As President Obama nominates a new FBI director, the bureau is coming under rising pressure from lawmakers to explain the limits of its recently disclosed drone fleet.
Civil liberties-minded senators on both sides of the aisle have fired off sharply worded letters and statements in recent days criticizing the FBI for deploying surveillance drones without clear guidance on how to protect privacy rights.
Sen. Rand Paul, R-Ky., was the latest to scrutinize the bureau, sending a letter on Thursday to outgoing Director Robert Mueller asking a string of questions about his agency's drone use.
"I am disturbed by the revelation that the FBI has unilaterally decided to begin using drone surveillance technology without a governance policy, and thus without the requisite assurances that the constitutional rights of Americans are being protected," Paul wrote.

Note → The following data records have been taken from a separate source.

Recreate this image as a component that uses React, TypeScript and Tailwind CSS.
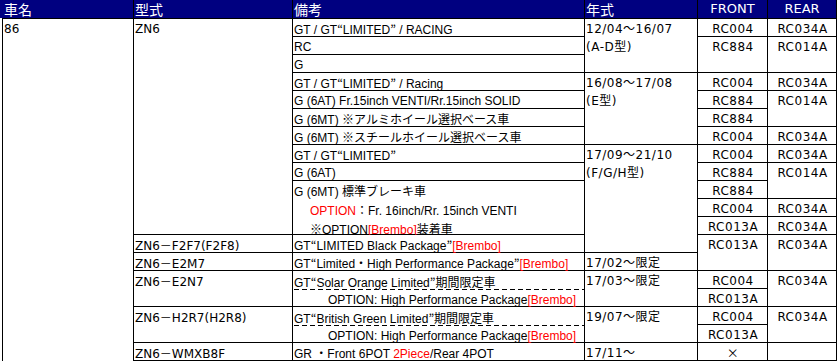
import React from 'react'
import clsx from 'clsx'

// 赤字
const R = ({ children }: { children: React.ReactNode }) => (
  <span className="text-[#ff0000]">{children}</span>
)

// 全角記号は CJK フォントで
const J = ({ children }: { children: React.ReactNode }) => (
  <span className="font-['Noto_Sans_CJK_JP',sans-serif]">{children}</span>
)

const Cell = ({ className, children }: { className?: string; children?: React.ReactNode }) => (
  <div className={clsx('bg-white whitespace-nowrap pl-px pt-px leading-[18px]', className)}>
    {children}
  </div>
)

// 備考欄 (Arial 幅)
const Note = ({ className, children }: { className?: string; children?: React.ReactNode }) => (
  <Cell className={clsx("col-start-3 font-['Liberation_Sans','Noto_Sans_CJK_JP',sans-serif]", className)}>
    {children}
  </Cell>
)

// FRONT / REAR
const Part = ({ className, children }: { className?: string; children?: React.ReactNode }) => (
  <Cell className={clsx('text-center pl-0 tracking-[0.5px]', className)}>{children}</Cell>
)

const Head = ({ className, children }: { className?: string; children: React.ReactNode }) => (
  <div className={clsx('bg-[#000080] text-white leading-[18px] whitespace-nowrap', className)}>{children}</div>
)

const Dash = () => (
  <div className="h-px bg-[image:repeating-linear-gradient(90deg,#000_0_5px,transparent_5px_8px)]" />
)

export default function App() {
  return (
    <div className="bg-white w-[837px] h-[361px] pl-[2px]">
      <div className="grid grid-cols-[130px_158px_291px_112px_69px_68px] grid-rows-[18px_repeat(19,17px)] gap-px bg-black px-px pb-px w-[835px] text-[12px] text-black font-['DejaVu_Sans','Noto_Sans_CJK_JP',sans-serif]">
        {/* ヘッダー */}
        <Head className="-ml-[3px] pl-[4px] text-[14px] font-['Noto_Sans_CJK_JP',sans-serif]">車名</Head>
        <Head className="pl-px text-[14px] font-['Noto_Sans_CJK_JP',sans-serif]">型式</Head>
        <Head className="pl-px text-[14px] font-['Noto_Sans_CJK_JP',sans-serif]">備考</Head>
        <Head className="pl-px text-[14px] font-['Noto_Sans_CJK_JP',sans-serif]">年式</Head>
        <Head className="text-center text-[13px]">FRONT</Head>
        <Head className="text-center text-[13px]">REAR</Head>

        {/* 車名 */}
        <Cell className="col-start-1 row-start-2 row-span-19 -mb-px">86</Cell>

        {/* 型式 */}
        <Cell className="col-start-2 row-start-2 row-span-12">ZN6</Cell>
        <Cell className="col-start-2 row-start-14">ZN6<J>－</J>F2F7(F2F8)</Cell>
        <Cell className="col-start-2 row-start-15">ZN6<J>－</J>E2M7</Cell>
        <Cell className="col-start-2 row-start-16 row-span-2">ZN6<J>－</J>E2N7</Cell>
        <Cell className="col-start-2 row-start-18 row-span-2">ZN6<J>－</J>H2R7(H2R8)</Cell>
        <Cell className="col-start-2 row-start-20">ZN6<J>－</J>WMXB8F</Cell>

        {/* 備考 */}
        <Note className="row-start-2">GT / GT<J>“</J>LIMITED<J>”</J> / RACING</Note>
        <Note className="row-start-3">RC</Note>
        <Note className="row-start-4">G</Note>
        <Note className="row-start-5">GT / GT<J>“</J>LIMITED<J>”</J> / Racing</Note>
        <Note className="row-start-6">G (6AT) Fr.15inch VENTI/Rr.15inch SOLID</Note>
        <Note className="row-start-7">G (6MT) <J>※アルミホイール選択ベース車</J></Note>
        <Note className="row-start-8">G (6MT) <J>※スチールホイール選択ベース車</J></Note>
        <Note className="row-start-9">GT / GT<J>“</J>LIMITED<J>”</J></Note>
        <Note className="row-start-10">G (6AT)</Note>
        <Note className="row-start-11 row-span-3">
          <div>G (6MT) <J>標準ブレーキ車</J></div>
          <div className="pl-[16px]"><R>OPTION</R><J>：</J>Fr. 16inch/Rr. 15inch VENTI</div>
          <div className="pl-[16px]"><J>※</J>OPTION<R>[Brembo]</R><J>装着車</J></div>
        </Note>
        <Note className="row-start-14">GT<J>“</J>LIMITED Black Package<J>”</J><R>[Brembo]</R></Note>
        <Note className="row-start-15">GT<J>“</J>Limited<J>・</J>High Performance Package<J>”</J><R>[Brembo]</R></Note>
        <Note className="row-start-16 row-span-2 pt-0">
          <div className="h-[17px] pt-px">GT<J>“</J>Solar Orange Limited<J>”期間限定車</J></div>
          <Dash />
          <div className="h-[17px] pt-px pl-[34px]">OPTION: High Performance Package<R>[Brembo]</R></div>
        </Note>
        <Note className="row-start-18 row-span-2 pt-0">
          <div className="h-[17px] pt-px">GT<J>“</J>British Green Limited<J>”期間限定車</J></div>
          <Dash />
          <div className="h-[17px] pt-px pl-[34px]">OPTION: High Performance Package<R>[Brembo]</R></div>
        </Note>
        <Note className="row-start-20">GR <J>・</J>Front 6POT <R>2Piece</R>/Rear 4POT</Note>

        {/* 年式 */}
        <Cell className="col-start-4 row-start-2 row-span-3 tracking-[0.5px]">12/04～16/07<br />(A-D型)</Cell>
        <Cell className="col-start-4 row-start-5 row-span-4 tracking-[0.5px]">16/08～17/08<br />(E型)</Cell>
        <Cell className="col-start-4 row-start-9 row-span-6 tracking-[0.5px]">17/09～21/10<br />(F/G/H型)</Cell>
        <Cell className="col-start-4 row-start-15 tracking-[0.5px]">17/02～限定</Cell>
        <Cell className="col-start-4 row-start-16 row-span-2 tracking-[0.5px]">17/03～限定</Cell>
        <Cell className="col-start-4 row-start-18 row-span-2 tracking-[0.5px]">19/07～限定</Cell>
        <Cell className="col-start-4 row-start-20 tracking-[0.5px]">17/11～</Cell>

        {/* FRONT */}
        <Part className="col-start-5 row-start-2">RC004</Part>
        <Part className="col-start-5 row-start-3 row-span-2 pt-[10px]">RC884</Part>
        <Part className="col-start-5 row-start-5">RC004</Part>
        <Part className="col-start-5 row-start-6">RC884</Part>
        <Part className="col-start-5 row-start-7">RC884</Part>
        <Part className="col-start-5 row-start-8">RC004</Part>
        <Part className="col-start-5 row-start-9">RC004</Part>
        <Part className="col-start-5 row-start-10">RC884</Part>
        <Part className="col-start-5 row-start-11">RC884</Part>
        <Part className="col-start-5 row-start-12">RC004</Part>
        <Part className="col-start-5 row-start-13">RC013A</Part>
        <Part className="col-start-5 row-start-14 row-span-2 pt-[10px]">RC013A</Part>
        <Part className="col-start-5 row-start-16">RC004</Part>
        <Part className="col-start-5 row-start-17">RC013A</Part>
        <Part className="col-start-5 row-start-18">RC004</Part>
        <Part className="col-start-5 row-start-19">RC013A</Part>
        <Part className="col-start-5 row-start-20"><J>×</J></Part>

        {/* REAR */}
        <Part className="col-start-6 row-start-2">RC034A</Part>
        <Part className="col-start-6 row-start-3 row-span-2 pt-[10px]">RC014A</Part>
        <Part className="col-start-6 row-start-5">RC034A</Part>
        <Part className="col-start-6 row-start-6 row-span-2 pt-[10px]">RC014A</Part>
        <Part className="col-start-6 row-start-8">RC034A</Part>
        <Part className="col-start-6 row-start-9">RC034A</Part>
        <Part className="col-start-6 row-start-10 row-span-2 pt-[10px]">RC014A</Part>
        <Part className="col-start-6 row-start-12">RC034A</Part>
        <Part className="col-start-6 row-start-13">RC034A</Part>
        <Part className="col-start-6 row-start-14 row-span-2 pt-[10px]">RC034A</Part>
        <Part className="col-start-6 row-start-16 row-span-2 pt-[10px]">RC034A</Part>
        <Part className="col-start-6 row-start-18 row-span-2 pt-[10px]">RC034A</Part>
        <Part className="col-start-6 row-start-20" />
      </div>
    </div>
  )
}
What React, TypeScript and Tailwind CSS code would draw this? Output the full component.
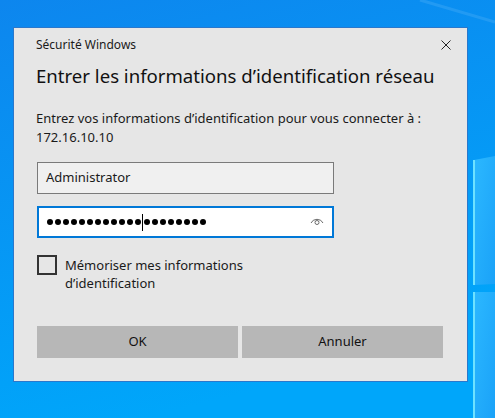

Mueller acknowledged Wednesday, during a Senate hearing, that the bureau has a limited number of drones that it uses for surveillance on U.S. soil. He stressed they are used in a "very, very minimal way and very seldom." Newly released documents show that the FBI has sought and received permission from the FAA at least four times to fly surveillance drones inside the U.S. since 2010.
The use of non-lethal drones for surveillance purposes is rapidly getting off the ground among local law enforcement agencies and other groups. Mueller, in acknowledging that the FBI, too, has obtained surveillance drones, said the bureau is in the "initial stages" of drafting rules and regulations for their use.
Sen. Mark Udall, D-Colo., took umbrage at that fact, saying that while drones have the potential to help law enforcement agencies, constitutional rights must come first.
"I am concerned the FBI is deploying drone technology while only being in the 'initial stages' of developing guidelines to protect Americans' privacy rights. I look forward to learning more about this program and will do everything in my power to hold the FBI accountable and ensure its actions respect the U.S. Constitution," he said in a statement.
The FBI clarified on Friday that its drone use is governed by existing bureau regulations and FAA rules. It confirmed that the specific drone model is the PUMA AE, manufactured by California firm AeroVironment. The model is hand-launched, battery-powered and can send live color and thermal video to its operator, according to the company. It is designed to respond to disasters and other incidents.
The issue is likely to follow Obama's new nominee to lead the FBI, Jim Comey. Obama nominated the former federal prosecutor on Friday.
Sen. Charles Grassley, R-Iowa, who originally asked Mueller about the drone program, also wrote a letter to Attorney General Eric Holder on Wednesday seeking "clarification" regarding a prior response from the department that did not disclose the FBI's drones. He, too, asked Holder to explain when the FBI began using them, what checks are in place for the program and whether any are capable of being armed.
FBI spokesman Paul Bresson clarified earlier this week that the aircraft are only used in "very limited circumstances to support operations where there was a specific operational need."
He cited an example of a hostage situation in Alabama earlier this year where a drone helped law enforcement. He said they are only used to conduct surveillance "on stationary subjects." And the bureau must obtain FAA approval first.